What you are asked to do: Select from the data all lines with the word "screenshot".

Data:
━━━━━━

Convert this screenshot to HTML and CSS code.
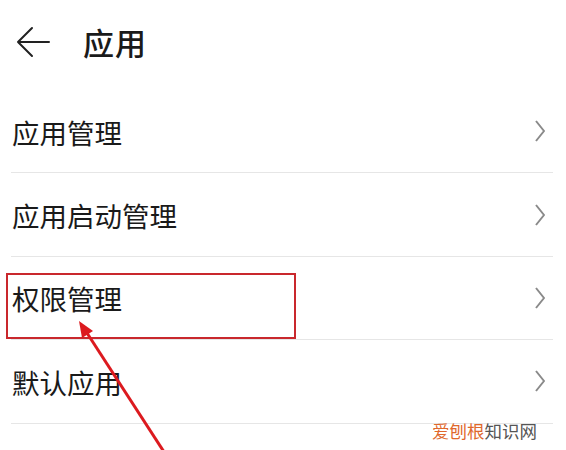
FILE: index.html
```html
<!DOCTYPE html>
<html lang="zh-CN">
<head>
    <meta charset="UTF-8">
    <meta name="viewport" content="width=device-width, initial-scale=1.0">
    <title>应用</title>
    <link rel="stylesheet" href="styles.css">
</head>
<body>
    <header class="topbar">
        <svg class="back" width="36" height="32" viewBox="0 0 36 32">
            <path d="M34 16H3M17 2L3 16l14 14" fill="none" stroke="#222" stroke-width="2" stroke-linecap="round" stroke-linejoin="round"/>
        </svg>
        <h1 class="title">应用</h1>
    </header>

    <ul class="menu">
        <li class="item"><span>应用管理</span><svg class="chevron" width="10" height="22" viewBox="0 0 10 22"><path d="M1 1l8 10-8 10"/></svg></li>
        <li class="item"><span>应用启动管理</span><svg class="chevron" width="10" height="22" viewBox="0 0 10 22"><path d="M1 1l8 10-8 10"/></svg></li>
        <li class="item marked"><span>权限管理</span><svg class="chevron" width="10" height="22" viewBox="0 0 10 22"><path d="M1 1l8 10-8 10"/></svg></li>
        <li class="item"><span>默认应用</span><svg class="chevron" width="10" height="22" viewBox="0 0 10 22"><path d="M1 1l8 10-8 10"/></svg></li>
        <li class="item"><span>应用分身</span><svg class="chevron" width="10" height="22" viewBox="0 0 10 22"><path d="M1 1l8 10-8 10"/></svg></li>
    </ul>

    <!-- annotation drawn over the screenshot -->
    <svg class="pointer" width="566" height="450" viewBox="0 0 566 450">
        <line x1="166" y1="455" x2="87" y2="333" stroke="#dc1a1f" stroke-width="3"/>
        <polygon points="79,321 93,331 82,338" fill="#dc1a1f"/>
    </svg>

    <div class="watermark"><span class="wm-hot">爱刨根</span>知识网</div>
</body>
</html>
```

FILE: styles.css
```css
html, body {
    height: 100%;
}
body {
    margin: 0;
    background: #fff;
    color: #1a1a1a;
    font-family: "Noto Sans CJK SC", "Noto Sans", sans-serif;
    overflow: hidden;
    position: relative;
}
.topbar {
    height: 90px;
    display: flex;
    align-items: center;
    padding: 0 0 0 15px;
    box-sizing: border-box;
}
.back {
    margin-top: -7px;
}
.title {
    margin: -8px 0 0 32px;
    font-size: 31px;
    font-weight: 500;
    letter-spacing: 1px;
}
.menu {
    list-style: none;
    margin: 0;
    padding: 0 13px 0 11px;
}
.item {
    height: 83.4px;
    display: flex;
    align-items: center;
    justify-content: space-between;
    border-bottom: 1px solid #e6e6e6;
    box-sizing: border-box;
    padding: 0 6px 0 1px;
    font-size: 27.5px;
    position: relative;
}
.item span {
    margin-top: 1px;
}
.chevron {
    fill: none;
    stroke: #8a8a8a;
    stroke-width: 2;
    margin-right: 2px;
}
.marked::before {
    content: '';
    position: absolute;
    left: -5px;
    top: 16px;
    width: 286px;
    height: 62px;
    border: 2px solid #c9282d;
}
.pointer {
    position: absolute;
    left: 0;
    top: 0;
}
.watermark {
    position: absolute;
    left: 432px;
    top: 418px;
    font-size: 17.5px;
    color: #555;
}
.wm-hot {
    color: #e0682c;
}
```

━━━━━━

Result for this task:
Convert this screenshot to HTML and CSS code.
    <!-- annotation drawn over the screenshot -->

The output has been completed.